The Schwarzkopf delivered in every way possible, scary head-choppers, great speed, terrifying turns that were low to the ground, it was great. The Ghost Train was up next, with a fun little queue with some challenging obstacles before the cart ride through the dark began.
And from here, to the next credits at the funfair. A small kid coaster, and the third credit of the trip, a Mondial coaster, but for some reason this coaster has duct tape shoulder restraints and I don’t believe it usually does, it was very uncomfortable, and I don’t know why it has them, so that was… comforting.
The coaster is called “Roller Coaster”, and for all you coaster-counters out there trying to find the showman, this is owned by Belgium’s Rene Bufkens. After that death trap Jeep ride, it was finally time for the Tagada.

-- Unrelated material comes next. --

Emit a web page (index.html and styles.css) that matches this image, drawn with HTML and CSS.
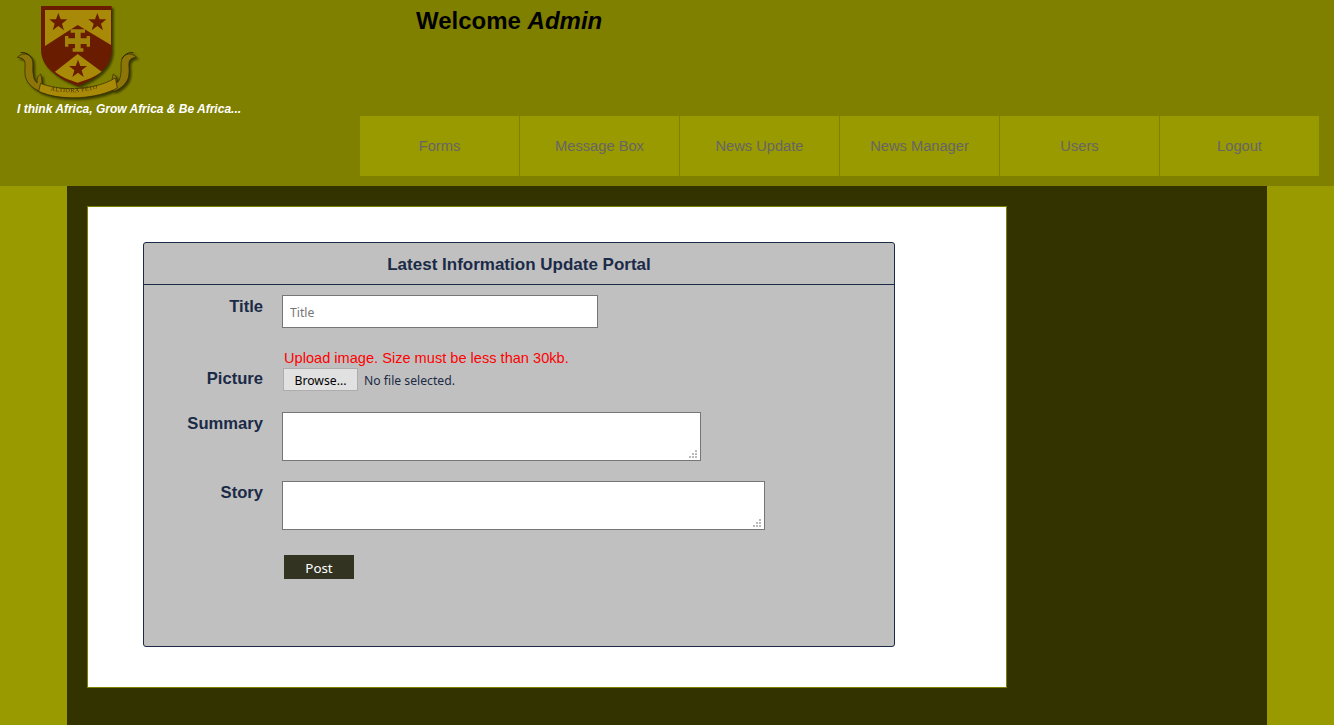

The Tagada: Home to an average of more than 2500 accidents per year according to one source, this fair ride outlawed in the USA and Australia is one you can usually find in the European fairs. It is a wild ride where you sit in a large metal bowl and get thrown around, simple enough. But be careful the ride operators sometimes make it seems as if the ride is over, only to jolt the ride again and have everyone fall over.
The fair was fun and a perfect spot to start our trip just outside of Paris France.
Total Spent: $36 for three roller coasters, two fair rides, and a hot dog. Rides are about $5-7 each
Time Recommended: 3-5 hours. The fair is not very big but has plenty to do, we were done after a few hours.